The basic xpath model is expanded in xmlg by matching the names
of nodes with an expression syntax. The most basic xmlglib has
a simple extension of searching with a "strstr()" function 
when the first character of a namespec was a single "*". That
is a select of      
   //*A//*U     will also match   <BLAFF><HOO><BLUBB>... nodes.
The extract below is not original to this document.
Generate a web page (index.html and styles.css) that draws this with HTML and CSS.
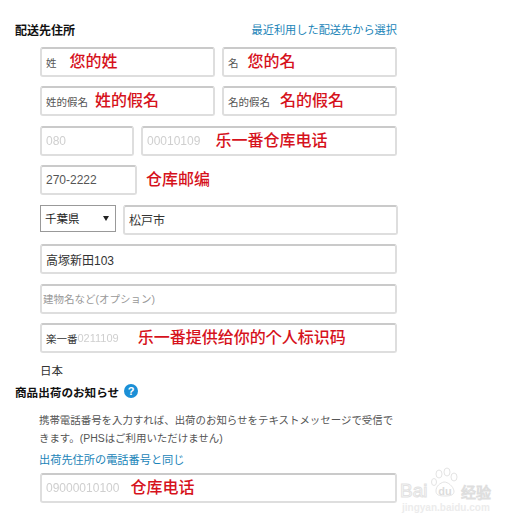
FILE: index.html
```html
<!DOCTYPE html>
<html lang="ja">
<head>
    <meta charset="UTF-8">
    <meta name="viewport" content="width=device-width, initial-scale=1.0">
    <title>配送先住所</title>
    <link rel="stylesheet" href="styles.css">
</head>
<body>
    <div class="page">
        <div class="section-head">
            <h2>配送先住所</h2>
            <a href="#" class="link">最近利用した配送先から選択</a>
        </div>
        <div class="form">
            <div class="row">
                <div class="field half"><span class="value small">姓</span><span class="note note-first">您的姓</span></div>
                <div class="field half"><span class="value small">名</span><span class="note note-given">您的名</span></div>
            </div>
            <div class="row">
                <div class="field half"><span class="value small">姓的假名</span><span class="note note-kana">姓的假名</span></div>
                <div class="field half"><span class="value small">名的假名</span><span class="note note-kana2">名的假名</span></div>
            </div>
            <div class="row">
                <div class="field area-code"><span class="value masked">080</span></div>
                <div class="field grow"><span class="value masked">00010109</span><span class="note note-phone">乐一番仓库电话</span></div>
            </div>
            <div class="row">
                <div class="field zip"><span class="value">270-2222</span></div>
                <span class="note note-zip">仓库邮编</span>
            </div>
            <div class="row row-wide">
                <div class="select"><span>千葉県</span><span class="arrow"></span></div>
                <div class="field grow"><span class="value dark">松戸市</span></div>
            </div>
            <div class="row">
                <div class="field grow"><span class="value dark">高塚新田103</span></div>
            </div>
            <div class="row">
                <div class="field grow placeholder"><span class="value small">建物名など(オプション)</span></div>
            </div>
            <div class="row">
                <div class="field grow"><span class="value small dark">楽一番</span><span class="value masked tight">0211109</span><span class="note note-id">乐一番提供给你的个人标识码</span></div>
            </div>
        </div>
        <div class="country">日本</div>
        <div class="notice-head">
            <h2 class="notice-title">商品出荷のお知らせ</h2>
            <span class="help">?</span>
        </div>
        <div class="notice">
            <p>携帯電話番号を入力すれば、出荷のお知らせをテキストメッセージで受信できます。(PHSはご利用いただけません)</p>
            <a href="#" class="link">出荷先住所の電話番号と同じ</a>
            <div class="row">
                <div class="field grow"><span class="value masked">09000010100</span><span class="note note-tel">仓库电话</span></div>
            </div>
        </div>
    </div>
    <div class="watermark">
        <svg class="wm-paw" width="30" height="32" viewBox="0 0 30 32" fill="white" stroke="#e4e4e4">
            <ellipse cx="4" cy="15" rx="2.5" ry="3.5"/>
            <ellipse cx="9" cy="7" rx="3" ry="4"/>
            <ellipse cx="17" cy="5" rx="3" ry="4"/>
            <ellipse cx="24" cy="10" rx="3" ry="4"/>
            <path d="M6 24c0-5 4-8 8-9 4 0 9 4 10 9 0 4-3 5-9 5-6 0-9-1-9-5z"/>
        </svg>
        <div class="wm-logo"><span class="wm-bai">Bai</span><span class="wm-du">du</span><span class="wm-cn">经验</span></div>
        <div class="wm-url">jingyan.baidu.com</div>
    </div>
</body>
</html>
```

FILE: styles.css
```css
body {
    font-family: "Liberation Sans", "Noto Sans CJK JP", sans-serif;
    background-color: white;
    color: #333;
    margin: 0;
    padding: 0;
}
.page {
    width: 382px;
    padding: 21px 0 0 15px;
}
h2 {
    font-size: 12px;
    font-weight: bold;
    color: #111;
    margin: 0;
}
.link {
    font-size: 11.2px;
    color: #1a84b8;
    text-decoration: none;
}
.section-head {
    display: flex;
    justify-content: space-between;
    align-items: center;
    height: 16px;
    margin-bottom: 10px;
}
.form {
    margin-left: 25px;
    display: flex;
    flex-direction: column;
    gap: 9.45px;
}
.row {
    display: flex;
    gap: 7px;
    align-items: flex-start;
}
.row-wide {
    width: 358px;
}
.field {
    box-sizing: border-box;
    height: 30px;
    display: flex;
    align-items: center;
    padding: 0 4px;
    background-color: white;
    border: 2px solid #dedede;
    border-top-color: #cacaca;
    border-radius: 3px;
    white-space: nowrap;
}
.half {
    width: 175px;
}
.grow {
    flex: 1;
}
.area-code {
    width: 94px;
}
.zip {
    width: 97px;
}
.value {
    font-size: 12px;
    color: #555;
}
.small {
    font-size: 10.5px;
}
.dark {
    color: #333;
}
.masked {
    color: #cfcfcf;
    filter: blur(0.5px);
}
.tight {
    font-size: 11px;
}
.placeholder {
    padding-left: 1px;
}
.placeholder .value {
    color: #999;
}
.note {
    font-family: "Liberation Sans", "Noto Sans CJK SC", sans-serif;
    font-size: 16px;
    line-height: 20px;
    font-weight: 500;
    color: #d6121c;
}
.note-first {
    margin-left: 13px;
}
.note-given {
    margin-left: 9px;
}
.note-kana {
    margin-left: 7px;
}
.note-kana2 {
    margin-left: 10px;
}
.note-phone {
    margin-left: 15px;
}
.note-zip {
    margin: 5px 0 0 2px;
}
.note-id {
    margin-left: 19px;
}
.note-tel {
    margin-left: 11px;
}
.select {
    box-sizing: border-box;
    width: 76px;
    height: 27px;
    flex-shrink: 0;
    display: flex;
    justify-content: space-between;
    align-items: center;
    padding: 0 6px 0 4px;
    font-size: 11.5px;
    color: #222;
    border: 1px solid #999;
}
.arrow {
    width: 0;
    height: 0;
    border-left: 3px solid transparent;
    border-right: 3px solid transparent;
    border-top: 5px solid #222;
}
.country {
    margin: 10px 0 0 25px;
    font-size: 11.5px;
    line-height: 16px;
}
.notice-head {
    display: flex;
    align-items: center;
    gap: 5px;
    margin-top: 5px;
    height: 16px;
}
.notice-title {
    font-size: 11.6px;
}
.help {
    width: 14px;
    height: 14px;
    margin-top: -3px;
    border-radius: 50%;
    background-color: #1b8fd6;
    color: white;
    font-size: 11px;
    font-weight: bold;
    line-height: 14px;
    text-align: center;
}
.notice {
    margin: 12px 0 0 24px;
}
.notice p {
    margin: 0 0 4px 0;
    font-size: 10.45px;
    line-height: 18px;
    color: #555;
}
.notice .link {
    display: block;
    margin-bottom: 5px;
    line-height: 16px;
}
.notice .field {
    margin-left: 1px;
}
.watermark {
    position: absolute;
    left: 400px;
    top: 482px;
    width: 92px;
    color: #e6e6e6;
}
.wm-paw {
    position: absolute;
    left: 30px;
    top: -15px;
}
.wm-logo {
    position: relative;
    display: flex;
    align-items: center;
    height: 18px;
    font-size: 19px;
    white-space: nowrap;
}
.wm-bai {
    color: white;
    -webkit-text-stroke: 1px #e2e2e2;
    width: 33px;
}
.wm-du {
    width: 24px;
    font-size: 11px;
    font-weight: bold;
    text-align: center;
    color: #dcdcdc;
}
.wm-cn {
    margin-left: 4px;
    font-size: 15px;
    color: white;
    -webkit-text-stroke: 1px #dedede;
}
.wm-url {
    margin: 2px 0 0 2px;
    font-size: 10px;
    font-weight: bold;
    line-height: 11px;
    color: #ececec;
    white-space: nowrap;
}
```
Of course this fits well within the xpath abbreviations where
a "*"-star matches any. This strstr-matching with an empty
strstr-spec will likewise match all nodes since every node
name has a subportion being zero-length.

The same style of strstr-matching is used throughout the
library - on the xpath syntax it also refers to strstr-style
matching of attribute-names. The exact-matching style (i.e.
strcmp-style) is the default and strstr-style selected with
a leading "*" in the match-expression part.

 xpath comparison

The most common usage of xpath expression takes the abbeviated
syntax that is largely similar to a filepath specification. In
xpath each of the selects can be followed by an assertion 
check. None of these assertion checks are implemented for the
selection processing here. However, we can compare the formats
that are provided.

For example, the form "//A" is equivalent to an xpath selection
expressed as "//*[name()='A']" - in wording it says to select
all nodes with a name equal to 'A'. Likewise we have to note
that the attribute-assertion above has actually to be put into
such assertion checks, i.e. "//*@id" is equivalent to an xpath
selection of "//*[@id]".

The strstr matching above has an equivalent in xpath selection
expressions as well - a query of "//*AA" is equivalent to
"//*[contains(name(),'AA')]". OTOH, I am currently not aware of 
any xpath selection being equivalent to "//*@*AA" but you got
the point.

 xpath extensions

It would be nice to implement a number of functions for the
xpath postfix bracket-syntax, something like "//H1[not(@id)]"
would be nice to select all nodes of name H1 that do not yet 
have any "id" attribute. Others could be useful as well, as
the count() or atleast logical operators to follow up some
functions, i.e. "//*[count() < 5]".

OTOH, I do not intend to implement the prefix axis specifications
at any point - the "/" is said to be equivalent to an axis
specification of "/child::" and "//" is said to be equivalent
to "/descendant-or-self::". The others like "following-sibling"
can not be expressed, hopefully most of it can be expressed
in terms of forward-assertions on a postfix bracket syntax.

 pcre matching

About all xpath routines have a cousin in the xmlpcre part of
this project - there all perl-style regular expressions are
applied - and including a handy name1|name2 syntax. Per default
the pcre must match the complete name (i.e. the default is in
fact "^(?:name1|name2)$") which can again be reduced to match
any subportion by giving a leading "*".

The style of name-matching is defined more in-depth in a later
document. Of course, the PCRE machine will not see a leading
"*" on such a pcre-name match, it just gets different modifier
flags. The `make check` shows a lot of example how xpath's
may look like in xmlglib and its xmlpcre part.

a warning herein: the "|"-syntax of PCRE does somewhat 
interfere with the xpath selection syntax - there it 
separates entire paths, i.e. "//A/B|//A/C" in xpath .vs.
"//A/B|C" in pcre matching. In the xmlpcre matching part
we always make a regular expression match on the name part, 
not the path as a whole.

 not yet implemented

It would be nice to add the "=" syntax all about the xpath
selectors, i.e. name=text matches nodes with "name" having
a text-content of "text", and more importantly all the
*@attrib=value would match with any node having an attribute
of the given name that furthermore has the given value. It
is of course possible then to use PCRE expressions to do the
selection-match, not only strcmp-style matching.